The plaintiff submits, as I understand it, that service by e-mail on the defendant's solicitor was expressly authorised by the defendant or was otherwise "effective informal service" within the 21 day period relying on Greenmint Pty Ltd v O'Keeffe (2015) 301 FLR 165; [2015] VSC 326.
As to agreement to accept service in this way, the plaintiff relies on the affidavit of its solicitor, Jonathan O'Loughlin, who deposes that since mid-March 2019 he has been in communications with the defendant's solicitor to facilitate a resolution of the dispute between them. Mr O'Loughlin has predominantly corresponded with Mr Marshall by e-mail. Examples of e-mails and letters sent between the parties are referred to; indeed the statutory demand itself was initialled served by e-mail.
In particular, on 27 September 2019, Mr Marshall sent a letter by e-mail to the plaintiff's solicitors saying, amongst other things:
We confirm we hold instructions to accept any set-aside application and are confident of successfully opposing the same.
For reasons unclear to me, Mr Marshall thought it also appropriate to remind the plaintiff's solicitor of the potential for personal costs orders to be made in the event of a vexatious and baseless application.
The signature portion of the letter bore Mr Marshall's name followed by his e-mail address at which the parties had, it would appear, routinely corresponded for the preceding six months.
Having received that letter by e-mail, on 2 October 2019, by e-mail, the plaintiffs sent the originating process and affidavit in support to the defendant's solicitor.
Rule 3.7 of the UCPR provides:
Electronic service of a document
A party to any proceedings before the court may use electronic mail to serve a document on any other party to proceedings, whether by means of Online Registry or otherwise, but only with the consent of the other party.
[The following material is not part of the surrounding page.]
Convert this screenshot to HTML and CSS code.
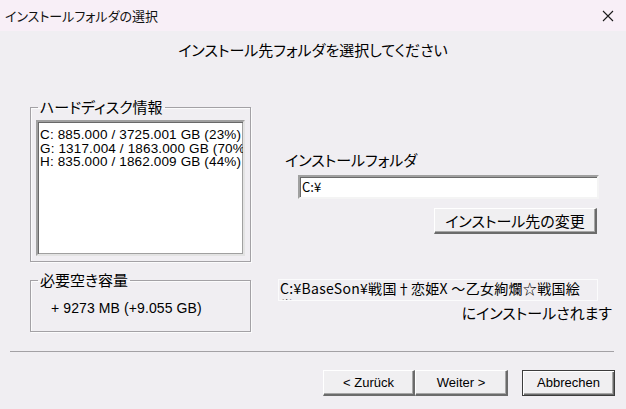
FILE: index.html
```html
<!DOCTYPE html>
<html lang="ja">
<head>
<meta charset="utf-8">
<title>インストールフォルダの選択</title>
<link rel="stylesheet" href="styles.css">
</head>
<body>
<div class="window">
  <header class="titlebar">
    <span class="title">インストールフォルダの選択</span>
    <span class="close" aria-label="閉じる">
      <svg width="12" height="12" viewBox="0 0 12 12"><path d="M1 1L11 11M11 1L1 11" stroke="#1a1a1a" stroke-width="1.1" fill="none"/></svg>
    </span>
  </header>
  <main class="dialog">
    <p class="heading">インストール先フォルダを選択してください</p>
    <div class="content">
      <div class="left">
        <fieldset class="group disk">
          <legend>ハードディスク情報</legend>
          <div class="listbox">
            <div class="item">C: 885.000 / 3725.001 GB (23%)</div>
            <div class="item">G: 1317.004 / 1863.000 GB (70%)</div>
            <div class="item">H: 835.000 / 1862.009 GB (44%)</div>
          </div>
        </fieldset>
        <fieldset class="group need">
          <legend>必要空き容量</legend>
          <p class="need-value">+ 9273 MB (+9.055 GB)</p>
        </fieldset>
      </div>
      <div class="right">
        <div class="folder-label">インストールフォルダ</div>
        <div class="edit">C:¥</div>
        <div class="change-row"><button class="btn change">インストール先の変更</button></div>
        <div class="path">C:¥BaseSon¥戦国†恋姫X ～乙女絢爛☆戦国絵<span class="keep">巻～</span></div>
        <p class="will-install">にインストールされます</p>
      </div>
    </div>
    <div class="separator"></div>
    <div class="buttons">
      <button class="btn nav">&lt; Zurück</button>
      <button class="btn nav">Weiter &gt;</button>
      <button class="btn nav cancel">Abbrechen</button>
    </div>
  </main>
</div>
</body>
</html>
```
FILE: styles.css
```css
* { box-sizing: border-box; }

html, body {
  margin: 0;
  padding: 0;
}

body {
  width: 626px;
  height: 409px;
  overflow: hidden;
  background: #f0eef2;
  color: #000;
  font-family: "Noto Sans CJK JP", "Liberation Sans", sans-serif;
  font-feature-settings: "palt";
}

.window {
  width: 626px;
  height: 409px;
  display: flex;
  flex-direction: column;
}

/* title bar */
.titlebar {
  height: 31px;
  flex: none;
  display: flex;
  align-items: center;
  justify-content: space-between;
  background: #f8eff7;
  padding: 0 12px 0 5px;
}

.title {
  font-size: 13px;
  line-height: 18px;
  color: #111;
}

.close {
  display: flex;
  width: 12px;
  height: 12px;
}

/* dialog body */
.dialog {
  flex: 1;
  display: flex;
  flex-direction: column;
}

.heading {
  margin: 9px 0 0;
  text-align: center;
  font-size: 15px;
  line-height: 20px;
}

.content {
  display: flex;
  gap: 27px;
  margin-top: 38px;
  padding-left: 30px;
}

.left {
  width: 221px;
  display: flex;
  flex-direction: column;
}

/* etched group boxes */
.group {
  margin: 0;
  min-width: 0;
  border: 1px solid #a3a1a5;
  box-shadow: inset 1px 1px 0 #fbfbfc, 1px 1px 0 #fbfbfc;
}

.group legend {
  margin-left: 2px;
  padding: 0 2px;
  font-size: 15px;
  line-height: 18px;
}

.disk {
  padding: 4px 5px 5px 5px;
}

.need {
  margin-top: 9px;
  padding: 10px 5px 14px 5px;
}

.listbox {
  height: 136px;
  background: #fff;
  border-style: solid;
  border-width: 2px;
  border-color: #a0a0a0 #e3e3e3 #e3e3e3 #a0a0a0;
  box-shadow: inset 1px 1px 0 #696969, inset -1px -1px 0 #a0a0a0;
  padding: 6px 0 0 2px;
  overflow: hidden;
}

.item {
  font-family: "Liberation Sans", sans-serif;
  font-size: 13.5px;
  line-height: 13.5px;
  white-space: nowrap;
  letter-spacing: 0.15px;
}

.need-value {
  margin: 0 0 0 15px;
  font-family: "Liberation Sans", sans-serif;
  font-size: 14px;
  line-height: 18px;
  letter-spacing: 0.1px;
}

/* right column */
.right {
  width: 336px;
  display: flex;
  flex-direction: column;
  padding-top: 53px;
}

.folder-label {
  padding-left: 7px;
  font-size: 15px;
  line-height: 18px;
}

.edit {
  margin: 6px 0 0 20px;
  width: 301px;
  height: 24px;
  background: #fff;
  border-style: solid;
  border-width: 2px;
  border-color: #a0a0a0 #f4f4f4 #f4f4f4 #a0a0a0;
  box-shadow: inset 1px 1px 0 #696969;
  padding: 0 0 0 2px;
  font-size: 13px;
  line-height: 19px;
}

.change-row {
  display: flex;
  justify-content: flex-end;
  padding-right: 17px;
  margin-top: 9px;
}

/* raised push buttons */
.btn {
  margin: 0;
  height: 26px;
  padding: 0;
  background: #f0eff1;
  color: #000;
  border-style: solid;
  border-width: 1px 2px 2px 1px;
  border-color: #fff #6b6b6b #6b6b6b #fff;
  box-shadow: inset -1px -1px 0 #a6a6a6;
  font-family: "Liberation Sans", sans-serif;
  font-size: 13px;
  line-height: 20px;
}

.change {
  width: 163px;
  font-family: "Noto Sans CJK JP", sans-serif;
  font-feature-settings: "palt";
  font-size: 15px;
}

.path {
  margin-top: 45px;
  width: 320px;
  height: 22px;
  border: 1px solid #fbfbfc;
  padding: 0 0 0 1px;
  overflow: hidden;
  font-size: 14px;
  line-height: 17px;
  letter-spacing: 0.3px;
}

.path .keep {
  white-space: nowrap;
}

.will-install {
  margin: 3px 0 0;
  padding-right: 2px;
  text-align: right;
  font-size: 15px;
  line-height: 18px;
}

.separator {
  margin: 19px 12px 0 10px;
  border-top: 1px solid #a3a1a5;
}

.buttons {
  display: flex;
  justify-content: flex-end;
  margin-top: 18px;
  padding-right: 11px;
}

.nav {
  width: 93px;
}

.nav:first-child {
  width: 92px;
}

.cancel {
  margin-left: 14px;
  border: 1px solid #3c3c3c;
  box-shadow: inset 1px 1px 0 #fff, inset -1px -1px 0 #6b6b6b, inset -2px -2px 0 #a6a6a6;
}
```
Although the statutory demand did not include an e-mail address for the defendant's solicitor, it seems to me from the evidence of Mr O'Loughlin, together with the letter from the defendant's solicitor of 27 September 2019, that it can be inferred that the defendant consented to being served by e-mail with an application to set aside the statutory demand. That is the means by which these parties had been corresponding for six months. That was how the inclusion of the defendant's solicitor's signature portion of his letter could be reasonably understood. It seems to me that consent had been given under rule 3.7 of the Rules and, thus, the application was validly served by e-mail on 2 October 2019.
Even if I had not come to that view, the Originating Process may still have been served by e-mail if it had actually come to the attention of the defendant by that means: Howship Holdings Pty Ltd v Leslie (No 2) (1996) 41 NSWLR 542 at 544-5.
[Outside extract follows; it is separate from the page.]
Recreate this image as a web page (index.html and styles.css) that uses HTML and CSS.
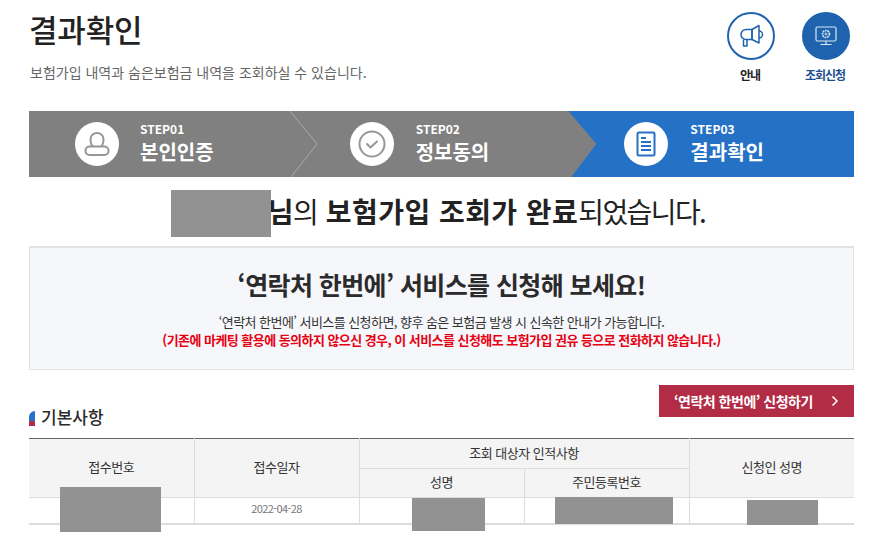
FILE: index.html
```html
<!DOCTYPE html>
<html lang="ko">
<head>
<meta charset="utf-8">
<title>결과확인</title>
<link rel="stylesheet" href="styles.css">
</head>
<body>
<div class="page">
  <header class="top">
    <div class="heading">
      <h1>결과확인</h1>
      <p>보험가입 내역과 숨은보험금 내역을 조회하실 수 있습니다.</p>
    </div>
    <nav class="quick">
      <a class="quick-item">
        <span class="quick-icon">
          <svg class="shift" width="24" height="24" viewBox="0 0 24 24" fill="none" stroke="#1f63ae" stroke-width="1.5" stroke-linejoin="round">
            <path d="M12 5.500H6a5 5 0 0 0 0 10h6z"/>
            <path d="M12 5.500L19 1.500V19L12 15.500z"/>
            <path d="M19 7a3.500 3.500 0 0 1 0 7"/>
            <path d="M3.500 15.500V22H7v-6.500"/>
          </svg>
        </span>
        <span class="quick-label">안내</span>
      </a>
      <a class="quick-item">
        <span class="quick-icon solid">
          <svg width="22" height="20" viewBox="0 0 22 20" fill="none" stroke="#dbe8f6" stroke-width="1.2">
            <rect x="1" y="1" width="20" height="14" rx="1.500"/>
            <path d="M11 15v3M5.500 18.500h11"/>
            <circle cx="11" cy="8" r="3.500" stroke-dasharray="1.800 0.700" stroke-width="1.600"/>
            <circle cx="11" cy="8" r="1" stroke-width="0.900"/>
          </svg>
        </span>
        <span class="quick-label accent">조회신청</span>
      </a>
    </nav>
  </header>

  <ol class="steps">
    <li class="step">
      <span class="step-icon">
        <svg width="26" height="24" viewBox="0 0 26 24" fill="none" stroke="#979797" stroke-width="2">
          <path d="M9 14.500C7 13 6.500 10.500 6.500 7a6.500 6 0 0 1 13 0C19.500 10.500 19 13 17 14.500"/>
          <rect x="1.500" y="14.500" width="23" height="8.500" rx="4"/>
        </svg>
      </span>
      <span class="step-text"><small>STEP01</small><strong>본인인증</strong></span>
      <svg class="step-divider" width="30" height="66" viewBox="0 0 30 66" fill="none" stroke="#a9a9a9"><path d="M1 0l27 33-26 33"/></svg>
    </li>
    <li class="step">
      <span class="step-icon">
        <svg width="28" height="28" viewBox="0 0 28 28" fill="none" stroke="#979797" stroke-width="2">
          <circle cx="14" cy="14" r="12.500"/>
          <path d="M9 14l3.500 3.500L19 11.500" stroke-linecap="round" stroke-linejoin="round"/>
        </svg>
      </span>
      <span class="step-text"><small>STEP02</small><strong>정보동의</strong></span>
    </li>
    <li class="step current">
      <span class="step-icon">
        <svg width="20" height="26" viewBox="0 0 20 26" fill="none" stroke="#2571c6" stroke-width="2">
          <rect x="1.500" y="1.500" width="17" height="23" rx="1.500"/>
          <path d="M5 7h5M5 11h10M5 15h10M5 19h10"/>
        </svg>
      </span>
      <span class="step-text"><small>STEP03</small><strong>결과확인</strong></span>
    </li>
  </ol>

  <div class="done"><span class="name-slot"></span><b>님</b>의 <b class="wide">보험가입 조회가 완료</b><span class="tight">되었습니다.</span><span class="mask mask-name"></span></div>

  <section class="notice">
    <h2>‘연락처 한번에’ 서비스를 신청해 보세요!</h2>
    <p>‘연락처 한번에’ 서비스를 신청하면, 향후 숨은 보험금 발생 시 신속한 안내가 가능합니다.</p>
    <p class="warn">(기존에 마케팅 활용에 동의하지 않으신 경우, 이 서비스를 신청해도 보험가입 권유 등으로 전화하지 않습니다.)</p>
  </section>

  <div class="section-head">
    <h3><span class="mark"></span>기본사항</h3>
    <a class="apply">‘연락처 한번에’ 신청하기<svg width="8" height="12" viewBox="0 0 8 12" fill="none" stroke="#fff" stroke-width="1.500"><path d="M1.500 1.500L6 6l-4.500 4.500"/></svg></a>
  </div>

  <div class="table-wrap">
    <table>
      <thead>
        <tr class="head-top">
          <th rowspan="2">접수번호</th>
          <th rowspan="2">접수일자</th>
          <th colspan="2">조회 대상자 인적사항</th>
          <th rowspan="2">신청인 성명</th>
        </tr>
        <tr>
          <th>성명</th>
          <th>주민등록번호</th>
        </tr>
      </thead>
      <tbody>
        <tr>
          <td><span class="mask mask-a"></span></td>
          <td>2022-04-28</td>
          <td><span class="mask mask-b"></span></td>
          <td><span class="mask mask-c"></span></td>
          <td><span class="mask mask-d"></span></td>
        </tr>
      </tbody>
    </table>
  </div>
</div>
</body>
</html>
```
FILE: styles.css
```css
* { box-sizing: border-box; }
html, body { margin: 0; padding: 0; background: #fff; overflow: hidden; }
body { font-family: "Noto Sans CJK KR", "Noto Sans", sans-serif; color: #222; }
.page { width: 825px; margin-left: 29px; height: 547px; position: relative; }

.top { display: flex; justify-content: space-between; height: 111px; }
.heading h1 { margin: 0; padding-top: 7px; font-size: 31px; line-height: 44px; font-weight: 500; color: #222; letter-spacing: -0.2px; }
.heading p { margin: 10px 0 0 1px; font-size: 14px; line-height: 22px; color: #666; letter-spacing: 0; }

.quick { display: flex; gap: 27px; padding-top: 12px; margin-right: 4px; }
.quick-item { display: flex; flex-direction: column; align-items: center; width: 48px; }
.quick-icon { width: 48px; height: 48px; border-radius: 50%; border: 2px solid #1f63ae; display: flex; align-items: center; justify-content: center; }
.quick-icon.solid { background: #1f63ae; }
.quick-label { margin: 6px 2px 0 0; font-size: 12px; line-height: 18px; font-weight: 700; color: #222; white-space: nowrap; letter-spacing: -1px; }
.quick-label.accent { color: #1f4f8f; }
.shift { margin-left: 1px; }

.steps { list-style: none; margin: 0; padding: 0; display: flex; height: 66px; background: #808080; }
.step { flex: 1; position: relative; display: flex; align-items: center; padding-left: 46px; gap: 21px; color: #fff; }
.step + .step { padding-left: 45px; gap: 22px; }
.step-divider { position: absolute; right: -14px; top: 0; }
.step.current::before { content: ""; position: absolute; left: -11px; right: 0; top: 0; height: 66px; background: #2571c6; clip-path: polygon(0 0, 100% 0, 100% 100%, 3px 100%, 28px 50%); }
.step-icon { position: relative; width: 44px; height: 44px; border-radius: 50%; background: #fff; display: flex; align-items: center; justify-content: center; }
.step-text { position: relative; display: flex; flex-direction: column; padding-top: 2px; }
.step-text small { font-size: 12px; line-height: 14px; font-weight: 700; }
.step-text strong { font-size: 20px; line-height: 32px; font-weight: 700; letter-spacing: 0; }

.done { position: relative; height: 69px; display: flex; align-items: center; justify-content: center; white-space: pre; font-size: 28px; letter-spacing: -0.42px; color: #222; padding: 0 9px 2px 0; }
.done b { font-weight: 700; }
.done .wide { letter-spacing: 0.45px; }
.done .tight { letter-spacing: -1.6px; }
.name-slot { width: 99px; height: 1px; }
.mask { position: absolute; background: #929292; display: block; }
.mask-name { left: 142px; top: 13px; width: 100px; height: 47px; }

.notice { height: 124px; border: 1px solid #e2e2e2; border-top-width: 2px; background: #f6f7fb; text-align: center; padding-top: 19px; }
.notice h2 { margin: 0 0 12px; font-size: 25px; line-height: 34px; font-weight: 700; color: #2b2b2b; letter-spacing: -0.6px; }
.notice p { margin: 0; font-size: 13px; line-height: 18px; color: #333; letter-spacing: -0.55px; }
.notice .warn { color: #e60012; font-weight: 700; }

.section-head { display: flex; justify-content: space-between; align-items: flex-start; height: 68px; padding-top: 15px; }
.section-head h3 { margin: 18px 0 0; display: flex; align-items: center; gap: 6px; font-size: 17px; line-height: 28px; font-weight: 500; color: #2b2b2b; }
.mark { width: 6px; height: 15px; margin-top: 3px; background: linear-gradient(#2571c6 66%, #b22c46 66%); border-top-left-radius: 6px; }
.apply { width: 195px; height: 32px; background: #b22c46; color: #fff; font-size: 14px; font-weight: 700; letter-spacing: -0.5px; display: flex; align-items: center; justify-content: space-between; padding: 0 15px; }

.table-wrap { position: relative; }
table { width: 825px; border-collapse: collapse; table-layout: fixed; border-top: 1px solid #666; }
th { background: #f4f4f4; font-size: 13px; font-weight: 400; color: #333; height: 29px; border: 1px solid #ddd; border-top: none; letter-spacing: -0.5px; padding: 0 0 3px; }
.head-top th { height: 30px; }
th:first-child, td:first-child { border-left: none; }
th:last-child, td:last-child { border-right: none; }
thead { border-bottom: 1px solid #666; }
td { position: relative; height: 26px; border: 1px solid #ddd; border-top: none; text-align: center; font-size: 11px; color: #777; letter-spacing: -0.6px; padding: 0 0 5px; }
tbody tr { border-bottom: 2px solid #ddd; }
.mask-a { left: 31px; top: -11px; width: 101px; height: 45px; }
.mask-b { left: 52px; top: 0; width: 73px; height: 33px; }
.mask-c { left: 30px; top: -1px; width: 118px; height: 27px; }
.mask-d { left: 57px; top: 2px; width: 71px; height: 25px; }
```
As I set out in In the Matter of Boss Constructions (NSW) Pty Ltd [2019] NSWSC 543, at [22]:
E-mails are transmitted to, and electronically stored, on a server and positive action is needed on the part of the receiver to access the e-mail through their computer and read it. As such, electronic service by e-mails is not generally taken to have been effective until the recipient of the e-mail downloads the e-mail from the server and reads it.
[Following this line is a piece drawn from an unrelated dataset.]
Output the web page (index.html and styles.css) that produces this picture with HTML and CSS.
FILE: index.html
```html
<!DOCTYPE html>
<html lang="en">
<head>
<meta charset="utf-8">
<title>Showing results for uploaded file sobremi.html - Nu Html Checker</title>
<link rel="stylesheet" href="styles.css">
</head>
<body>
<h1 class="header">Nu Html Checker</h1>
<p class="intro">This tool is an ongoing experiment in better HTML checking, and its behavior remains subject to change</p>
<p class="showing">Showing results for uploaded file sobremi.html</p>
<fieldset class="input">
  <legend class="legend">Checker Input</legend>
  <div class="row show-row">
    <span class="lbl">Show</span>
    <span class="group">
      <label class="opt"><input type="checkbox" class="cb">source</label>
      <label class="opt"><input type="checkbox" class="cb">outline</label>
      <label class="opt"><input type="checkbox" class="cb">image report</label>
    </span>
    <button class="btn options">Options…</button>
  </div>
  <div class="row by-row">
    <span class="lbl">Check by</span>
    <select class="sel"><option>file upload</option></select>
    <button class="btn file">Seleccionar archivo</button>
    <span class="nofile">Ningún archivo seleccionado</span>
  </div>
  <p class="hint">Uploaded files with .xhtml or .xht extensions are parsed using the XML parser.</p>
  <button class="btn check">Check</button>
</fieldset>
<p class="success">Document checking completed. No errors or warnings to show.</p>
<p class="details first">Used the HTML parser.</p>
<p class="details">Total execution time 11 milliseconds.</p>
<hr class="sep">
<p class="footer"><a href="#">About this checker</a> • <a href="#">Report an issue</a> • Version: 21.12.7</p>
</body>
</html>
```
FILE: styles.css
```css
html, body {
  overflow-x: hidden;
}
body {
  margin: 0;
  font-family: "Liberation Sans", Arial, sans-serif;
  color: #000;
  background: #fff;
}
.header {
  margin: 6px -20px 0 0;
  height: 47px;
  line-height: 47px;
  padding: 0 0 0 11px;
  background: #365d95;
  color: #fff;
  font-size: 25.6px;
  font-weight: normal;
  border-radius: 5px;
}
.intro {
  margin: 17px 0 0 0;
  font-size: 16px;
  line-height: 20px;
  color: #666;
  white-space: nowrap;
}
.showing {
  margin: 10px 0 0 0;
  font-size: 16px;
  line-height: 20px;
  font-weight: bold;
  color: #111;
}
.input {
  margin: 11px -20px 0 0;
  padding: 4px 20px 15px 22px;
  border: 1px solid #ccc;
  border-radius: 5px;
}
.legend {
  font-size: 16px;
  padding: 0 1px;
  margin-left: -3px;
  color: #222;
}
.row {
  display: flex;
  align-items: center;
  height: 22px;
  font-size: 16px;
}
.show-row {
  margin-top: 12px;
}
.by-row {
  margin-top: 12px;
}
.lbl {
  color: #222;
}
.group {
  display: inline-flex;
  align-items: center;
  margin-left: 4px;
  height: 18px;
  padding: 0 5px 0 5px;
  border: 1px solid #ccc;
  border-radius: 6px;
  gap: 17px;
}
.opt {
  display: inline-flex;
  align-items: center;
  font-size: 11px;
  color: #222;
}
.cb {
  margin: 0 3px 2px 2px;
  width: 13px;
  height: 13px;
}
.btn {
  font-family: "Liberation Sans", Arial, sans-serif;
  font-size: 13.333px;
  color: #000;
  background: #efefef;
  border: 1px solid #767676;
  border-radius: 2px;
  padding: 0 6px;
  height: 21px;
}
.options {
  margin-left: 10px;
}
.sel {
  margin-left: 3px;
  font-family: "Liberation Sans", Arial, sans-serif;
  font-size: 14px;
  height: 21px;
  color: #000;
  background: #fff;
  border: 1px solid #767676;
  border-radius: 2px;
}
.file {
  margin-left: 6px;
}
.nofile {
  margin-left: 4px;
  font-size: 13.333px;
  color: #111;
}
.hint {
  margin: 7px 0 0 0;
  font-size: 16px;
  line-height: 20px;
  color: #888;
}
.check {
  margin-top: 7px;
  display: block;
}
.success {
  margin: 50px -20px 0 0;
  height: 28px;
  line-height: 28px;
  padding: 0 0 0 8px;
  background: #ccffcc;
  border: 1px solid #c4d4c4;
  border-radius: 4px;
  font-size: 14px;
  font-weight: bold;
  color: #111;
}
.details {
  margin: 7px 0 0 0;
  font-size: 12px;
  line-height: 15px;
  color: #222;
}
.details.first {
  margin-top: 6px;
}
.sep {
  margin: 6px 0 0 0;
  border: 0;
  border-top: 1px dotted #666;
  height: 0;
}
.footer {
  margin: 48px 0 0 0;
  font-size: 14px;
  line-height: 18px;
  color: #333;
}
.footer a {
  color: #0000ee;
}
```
In this case, Mr Marshall deposed that in the week of 30 September 2019 to 4 October 2019 he was predominantly focussed on the completion of a multi-million dollar acquisition and did not regularly check his e-mail inbox unless it related to that acquisition. For that reason, although the e-mail was sent to him on 2 October 2019, he says that he did not open the e-mail until 4 October 2019, which I note is beyond the 21 day period provided by section 459G.
It appears to me from reading Mr Marshall's affidavit that he regularly looked at what had arrived in his e-mail inbox as he was engaged in an important transaction. It would therefore, I infer, have come to his notice that an e-mail had been received from the plaintiff's solicitor in respect of this matter. I note that the email in question had the subject "In the matter of Outix Corporation Pty Ltd, NSW Supreme Court Proceeding 2019/00308032". Presumably, as the defendant's solicitor, he was looking to see whether the plaintiff sought to set aside the statutory demand within the 21 day period.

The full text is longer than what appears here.